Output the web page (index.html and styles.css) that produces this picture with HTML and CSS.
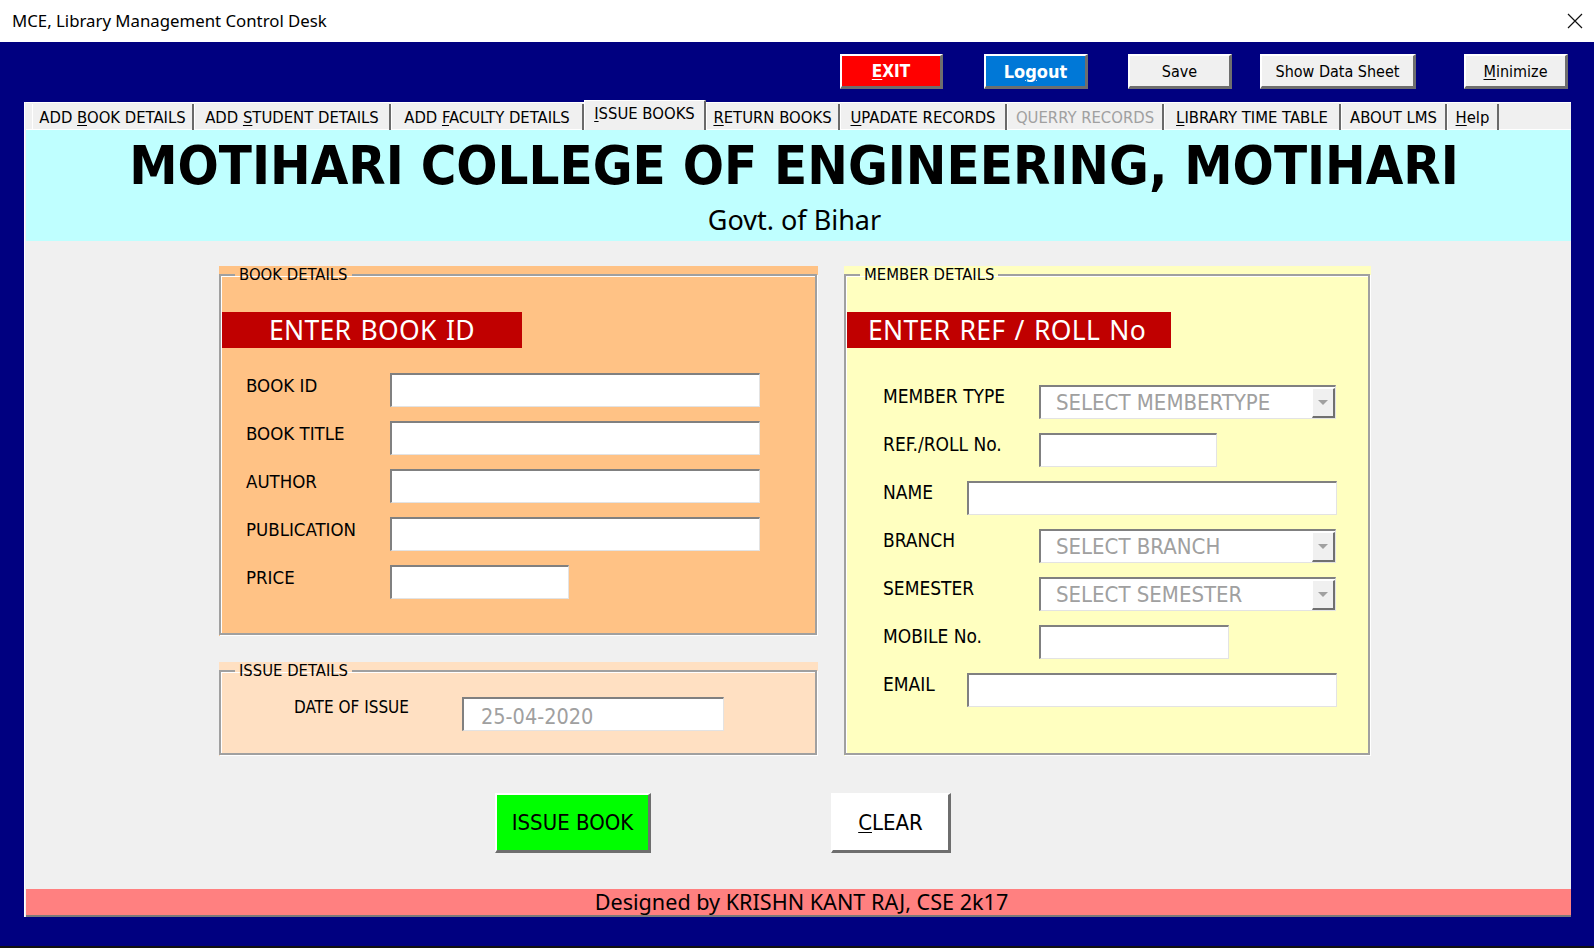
FILE: index.html
```html
<!DOCTYPE html>
<html lang="en">
<head>
<meta charset="utf-8">
<title>MCE, Library Management Control Desk</title>
<link rel="stylesheet" href="styles.css">
</head>
<body>
<div class="window">
  <div class="titlebar">
    <span class="title">MCE, Library Management Control Desk</span>
    <svg class="close" width="16" height="16" viewBox="0 0 16 16"><path d="M1 1L15 15M15 1L1 15" stroke="#111" stroke-width="1.2" fill="none"/></svg>
  </div>
  <div class="desk">
    <div class="toolbar">
      <div class="btn btn-exit"><u>E</u>XIT</div>
      <div class="btn btn-logout">Lo<u>g</u>out</div>
      <div class="btn btn-save">Save</div>
      <div class="btn btn-sheet">Show Data Sheet</div>
      <div class="btn btn-min"><u>M</u>inimize</div>
    </div>
    <div class="panel">
      <div class="tabs">
        <div class="tab">ADD <u>B</u>OOK DETAILS</div>
        <div class="tab">ADD <u>S</u>TUDENT DETAILS</div>
        <div class="tab">ADD <u>F</u>ACULTY DETAILS</div>
        <div class="tab tab-active"><u>I</u>SSUE BOOKS</div>
        <div class="tab"><u>R</u>ETURN BOOKS</div>
        <div class="tab"><u>U</u>PADATE RECORDS</div>
        <div class="tab tab-disabled">QUERRY RECORDS</div>
        <div class="tab"><u>L</u>IBRARY TIME TABLE</div>
        <div class="tab">ABOUT LMS</div>
        <div class="tab"><u>H</u>elp</div>
      </div>
      <div class="header">
        <div class="college">MOTIHARI COLLEGE OF ENGINEERING, MOTIHARI</div>
        <div class="govt">Govt. of Bihar</div>
      </div>
      <div class="content">
        <div class="columns">
          <div class="col-left">
            <div class="frame frame-book">
              <fieldset class="group">
                <legend>BOOK DETAILS</legend>
                <div class="banner banner-book">ENTER BOOK ID</div>
                <div class="book-rows">
                  <div class="label">BOOK ID</div><div class="field f-long"></div>
                  <div class="label">BOOK TITLE</div><div class="field f-long"></div>
                  <div class="label">AUTHOR</div><div class="field f-long"></div>
                  <div class="label">PUBLICATION</div><div class="field f-long"></div>
                  <div class="label">PRICE</div><div class="field f-price"></div>
                </div>
              </fieldset>
            </div>
            <div class="frame frame-issue">
              <fieldset class="group">
                <legend>ISSUE DETAILS</legend>
                <div class="issue-row">
                  <div class="label-small">DATE OF ISSUE</div>
                  <div class="field f-date"><span class="hint hint-date">25-04-2020</span></div>
                </div>
              </fieldset>
            </div>
          </div>
          <div class="frame frame-member">
            <fieldset class="group">
              <legend>MEMBER DETAILS</legend>
              <div class="banner banner-member">ENTER REF / ROLL No</div>
              <div class="member-rows">
                <div class="label wide">MEMBER TYPE</div><div class="field combo"><span class="hint">SELECT MEMBERTYPE</span><span class="drop"><span class="tri"></span></span></div>
                <div class="label wide">REF./ROLL No.</div><div class="field f-ref"></div>
                <div class="label">NAME</div><div class="field f-full"></div>
                <div class="label wide">BRANCH</div><div class="field combo"><span class="hint">SELECT BRANCH</span><span class="drop"><span class="tri"></span></span></div>
                <div class="label wide">SEMESTER</div><div class="field combo"><span class="hint">SELECT SEMESTER</span><span class="drop"><span class="tri"></span></span></div>
                <div class="label wide">MOBILE No.</div><div class="field f-mobile"></div>
                <div class="label">EMAIL</div><div class="field f-full"></div>
              </div>
            </fieldset>
          </div>
        </div>
        <div class="actions">
          <div class="btn-big btn-issue">ISSUE BOOK</div>
          <div class="btn-big btn-clear"><u>C</u>LEAR</div>
        </div>
      </div>
      <div class="footer">Designed by KRISHN KANT RAJ, CSE 2k17</div>
    </div>
  </div>
</div>
</body>
</html>
```

FILE: styles.css
```css
* { box-sizing: border-box; }
html, body { margin: 0; padding: 0; }
body {
  width: 1594px;
  height: 948px;
  overflow: hidden;
  font-family: "DejaVu Sans Condensed", "DejaVu Sans", sans-serif;
  font-stretch: condensed;
  color: #000;
}
u { text-decoration: underline; text-underline-offset: 2px; text-decoration-thickness: 1px; }

.window { width: 1594px; height: 948px; display: flex; flex-direction: column; }

.titlebar {
  height: 42px;
  background: #fff;
  display: flex;
  align-items: center;
  justify-content: space-between;
  padding: 0 10px 0 12px;
}
.title {
  font-family: "Noto Sans", "Open Sans", sans-serif;
  font-stretch: normal;
  font-size: 16.8px;
  color: #000;
  margin-top: -1px;
}
.close { margin-right: 1px; }

.desk {
  flex: 1;
  background: #000080;
  padding-top: 12px;
  border-bottom: 2px solid #111;
}

.toolbar {
  height: 35px;
  display: flex;
  padding-left: 840px;
  margin-bottom: 13px;
}
.btn {
  height: 35px;
  display: flex;
  align-items: center;
  justify-content: center;
  font-size: 16px;
  border-style: solid;
  border-width: 2px 3px 3px 2px;
  border-color: #fff #6e6e6e #6e6e6e #fff;
  background: #f0f0f0;
}
.btn-exit { width: 103px; background: #ff0000; color: #fff; font-weight: bold; font-size: 17px; }
.btn-logout { width: 104px; margin-left: 41px; background: #0078d7; color: #fff; font-weight: bold; font-size: 18px; }
.btn-save { width: 104px; margin-left: 40px; }
.btn-sheet { width: 156px; margin-left: 28px; }
.btn-min { width: 104px; margin-left: 48px; }

.panel {
  margin-left: 24px;
  width: 1547px;
  background: #f0f0f0;
  border-left: 1px solid #fff;
  padding-left: 1px;
  display: flex;
  flex-direction: column;
}

.tabs {
  height: 28px;
  display: flex;
  align-items: flex-end;
  padding-left: 6px;
  background: #f0f0f0;
  border-top: 1px solid #fff;
  border-bottom: 1px solid #fff;
}
.tab {
  height: 26px;
  line-height: 24px;
  padding-top: 2px;
  text-align: center;
  font-size: 16.5px;
  border-left: 1px solid #fff;
  border-right: 2px solid #6a6a6a;
  white-space: nowrap;
  margin-bottom: -1px;
}
.tab:nth-child(1) { width: 162px; }
.tab:nth-child(2) { width: 197px; }
.tab:nth-child(3) { width: 193px; }
.tab:nth-child(4) { width: 122px; }
.tab:nth-child(5) { width: 134px; }
.tab:nth-child(6) { width: 167px; }
.tab:nth-child(7) { width: 157px; }
.tab:nth-child(8) { width: 177px; }
.tab:nth-child(9) { width: 106px; }
.tab:nth-child(10) { width: 52px; }
.tab-active {
  height: 30px;
  line-height: 24px;
  padding-top: 1px;
  background: #f0f0f0;
  border-top: 1px solid #fff;
}
.tab-disabled { color: #a0a0a0; }

.header {
  height: 111px;
  background: #bfffff;
  display: flex;
  flex-direction: column;
  align-items: center;
}
.college {
  font-weight: bold;
  font-size: 54px;
  line-height: 68px;
  margin-top: 2px;
  margin-right: 9px;
  white-space: nowrap;
}
.govt {
  font-family: "Noto Sans", "Open Sans", sans-serif;
  font-stretch: normal;
  font-size: 27px;
  line-height: 34px;
  margin-top: 3px;
  margin-right: 8px;
}

.content {
  height: 648px;
  padding: 25px 0 0 193px;
}
.columns { display: flex; gap: 26px; height: 490px; }
.col-left { display: flex; flex-direction: column; gap: 26px; }

.group {
  margin: 0;
  padding: 0;
  height: 100%;
  border: 2px solid #a0a0a0;
  box-shadow: inset 1px 1px 0 #fff, 1px 1px 0 #fff;
  min-width: 0;
}
.group legend {
  margin-left: 14px;
  padding: 0 4px;
  font-size: 16.5px;
  line-height: 18px;
}

.frame-book { width: 599px; height: 370px; background: #ffc285; padding: 0 1px 1px 0; }
.frame-issue { width: 599px; height: 94px; background: #ffe0c2; padding: 0 1px 1px 0; }
.frame-member { width: 527px; height: 490px; background: #ffffc0; padding: 0 1px 1px 0; }

.banner {
  height: 36px;
  background: #c00000;
  color: #fff;
  font-family: "Noto Sans", "Open Sans", sans-serif;
  font-stretch: normal;
  font-size: 26.5px;
  letter-spacing: 0.3px;
  word-spacing: 2px;
  display: flex;
  align-items: center;
  margin-top: 28px;
  margin-left: 1px;
}
.banner-book { width: 300px; padding-left: 47px; }
.banner-member { width: 324px; padding-left: 21px; }

.label {
  font-size: 18.5px;
  line-height: 22px;
  padding-top: 2px;
  white-space: nowrap;
}
.field {
  height: 34px;
  background: #fff;
  border-style: solid;
  border-width: 2px 1px 1px 2px;
  border-color: #808080 #e3e3e3 #e3e3e3 #808080;
  display: flex;
  align-items: center;
}
.hint {
  color: #a0a0a0;
  font-size: 22px;
  padding-left: 15px;
}
.hint-date { font-size: 21.5px; padding-left: 17px; padding-top: 3px; }

.book-rows {
  display: grid;
  grid-template-columns: 144px 370px;
  row-gap: 14px;
  margin: 25px 0 0 25px;
}
.f-long { width: 370px; }
.f-price { width: 179px; }

.issue-row {
  display: flex;
  align-items: flex-start;
  margin: 17px 0 0 73px;
}
.label-small { font-size: 17px; width: 168px; padding-top: 0; }
.f-date { width: 262px; }

.member-rows {
  display: grid;
  grid-template-columns: 84px 72px 298px;
  row-gap: 14px;
  margin: 37px 0 0 37px;
}
.member-rows .label { font-size: 19px; padding-top: 0; }
.member-rows .label.wide { grid-column: span 2; }
.member-rows .field { grid-column: 3; }
.member-rows .f-full { grid-column: 2 / span 2; width: 370px; }
.combo { width: 297px; justify-content: space-between; }
.f-ref { width: 178px; }
.f-mobile { width: 190px; }
.drop {
  width: 23px;
  height: 30px;
  background: #f0f0f0;
  border-style: solid;
  border-width: 1px 2px 2px 1px;
  border-color: #fff #707070 #707070 #fff;
  display: flex;
  align-items: center;
  justify-content: center;
}
.tri {
  width: 0; height: 0;
  border-left: 5px solid transparent;
  border-right: 5px solid transparent;
  border-top: 5px solid #a0a0a0;
}

.actions {
  display: flex;
  gap: 180px;
  margin: 37px 0 0 276px;
}
.btn-big {
  height: 60px;
  display: flex;
  align-items: center;
  justify-content: center;
  font-size: 22px;
  border-style: solid;
  border-width: 2px 3px 3px 2px;
  border-color: #fff #6e6e6e #6e6e6e #fff;
}
.btn-issue { width: 156px; background: #00ff00; }
.btn-clear { width: 120px; background: #fff; }

.footer {
  height: 28px;
  background: #ff8080;
  border-bottom: 2px solid #7a7a7a;
  font-family: "Noto Sans", "Open Sans", sans-serif;
  font-stretch: normal;
  font-size: 21.6px;
  line-height: 26px;
  text-align: center;
  padding-left: 6px;
}
```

++++++++++

• **WHAT IS EXPECTED**
State the number of lines holding the word "styles" in the listing. Add nothing else.

• **WRITTEN RESPONSE**
3